A while back Anna Ivanova was on the TWiML podcast and raised an excellent point: the written language that LLMs are trained on is subject to ‘reporter bias’; that is, it tends to be biased towards the unusual (purple bananas, black swans) as opposed to what everyone views as obvious (wheels are round). This lack of ‘obvious’ information is presumably why LLMs struggle with things that we consider common sense.

I’ve argued that the proper way to address this is via multi-modal learning that treats time as a first-class citizen, so that a system learns causality and physical reasoning and all the things that follow from that (much in the way that humans and other animals do naturally).

But: if we had a large database of common sense information, couldn’t that serve as a stepping stone to help us get to common sense reasoning?
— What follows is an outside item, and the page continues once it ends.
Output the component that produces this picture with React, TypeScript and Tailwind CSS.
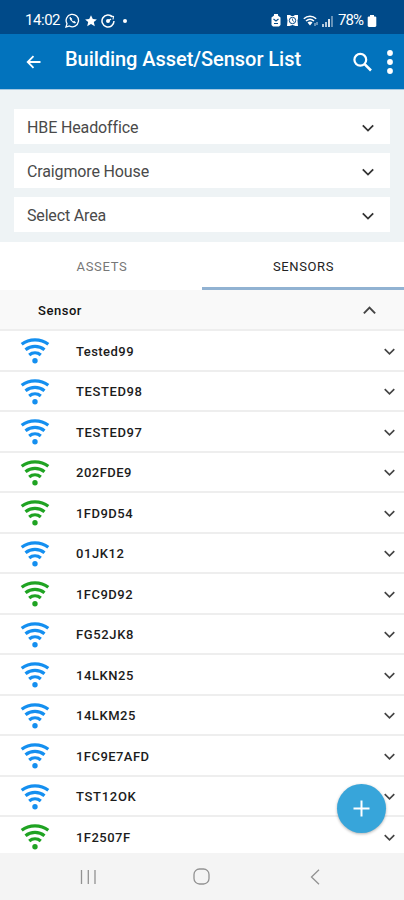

That was one of the thoughts that entered my head when I heard about Cyc. It’s a long-term project (40+ years!) that aims to collect and organize information about basic ideas and rules about how the world works.1

Maybe information from Cyc has already been incorporated into datasets for LLMs and I’m just not aware of it. If I were training an LLM from scratch I’d love to integrate the Cyc data into its curriculum! You can even imagine a set of experiments to determine how that sort of information affects the performance of an LLM and how to best incorporate it.

And wouldn’t it be poetic to marry this massive, painstakingly-compiled database—originally intended for use with GOFAI systems—with the connectionist models that seem so close to delivering on the promise of AI?

Footnotes

  1. Sadly, Cyc’s founder, Doug Lenat, passed away in 2023.